The situation remained pretty much the same, said a senior official in the organisation, with those placed in “supernumerary” posts remaining there, despite the need for their skills elsewhere in the institution.
Another said the “Moyane clan” continued to run things and were “still pulling the strings”. Despite Moyane’s departure, the Sars executive committee remained packed with his loyalists.
Sources said acting commissioner Mark Kingon had effected some “cosmetic changes” but that he lacked the courage to act against Moyane loyalists.
“The entire organisation seems to have come to a standstill,” one source said.
The information technology department lacks leadership and strategic direction. The controversial Sars head of IT, Mmamathe Makhekhe-Mokhuane, who the Nugent inquiry heard was ill-equipped to run the critical division, has been placed on leave.
IT is critical to its turnaround. The inquiry revealed that Sars’s e-filing system could collapse by 2020 if key upgrades are not made.

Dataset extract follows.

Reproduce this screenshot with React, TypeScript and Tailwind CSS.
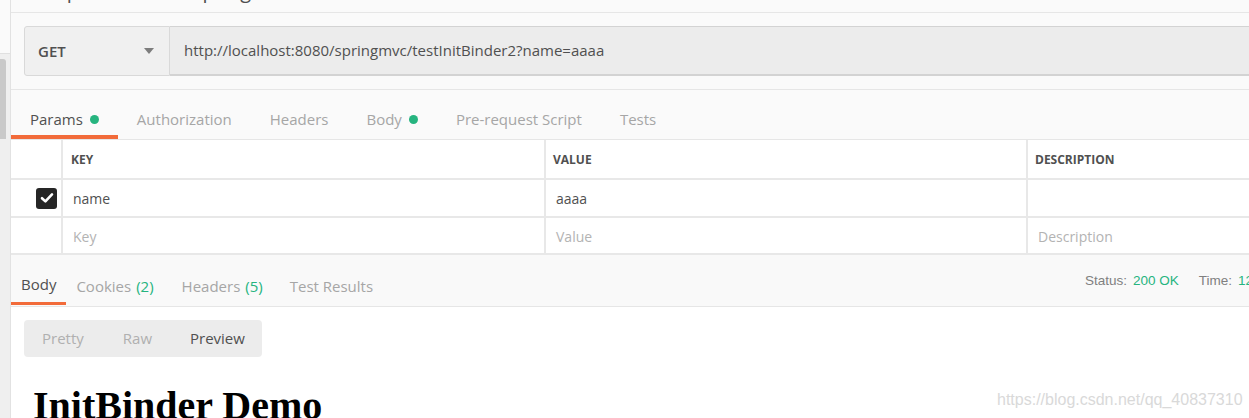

A senior official in the IT department said little has been done to rectify the problems. Another source said many employees were despairing because of the inaction.
Sars said it had initiated internal processes against certain senior officials but it could not provide details because of employee-employer confidentiality.
It said there was still much to be done in terms of succession planning and counselling of staff who were affected by the restructuring, but this was being addressed.
Since the beginning of the year, a number of staff members have approached the CCMA after Sars had failed to restore them to their posts.
Trade union Solidarity’s head of legal, Anton van der Bijl, who represented former Sars head of internal investigations Yousef Denath at the CCMA and won, confirmed that the union has received several requests for assistance from Sars staff.
Denath was suspended from the tax agency on trumped-up charges by a unit appointed by Moyane that targeted investigators working on sensitive illicit tobacco trade investigations.
Van der Bijl said many of the staff members who hadapproached him had had similar experiences to that of Denath. He said most of them were “cleared out of Sars because they did not conform to the political agenda” of those in charge.
Despite the Nugent inquiry recommending that disciplinary action be taken against Luther Lebelo, a key Moyane lieutenant who drove his agenda, no action had been taken by Kingon.
“There is so much evidence against Lebelo but nothing was done,” said an insider.
Sars said it had embarked on a journey over the past year to stabilise the institution with the re-establishment of a compliance strategy unit, a large business centre, an illicit economy unit and an internal anti-corruption unit.
Kieswetter said he believed, with inspirational leadership at the helm, the situation could be turned around. He said he was “emotionally ready” to take on the challenge.
At a briefing on Thursday, he said he would “start working immediately to identify those who are like-minded and aligned” in the organisation. He would begin by going after those who do not pay their taxes.
Meanwhile, the strike at Sars entered its second day on Friday, with the agency sticking to its 7% offer and unions demanding 11.4%.
In a statement on the strike, Sars said it had disclosed its financial woes to labour “down to general ledger level”. It confirmed putting in place budgetary cuts and cost-containing measures and has not made provisions for bonus payments and external bursaries because of its financial situation.
“Sars has explained to organised labour that it has a bigger responsibility than only considering the current salary increases. It needs to also consider the organisation’s financial wellbeing for the next three years, especially considering the weak economic conditions and Sars’s current and projected budgetary deficits.”
Labour is not backing down.
Sars has approached the CCMA to intervene in the matter. It has appealed to the public for patience, because the strike is likely to affect its service centres and border posts.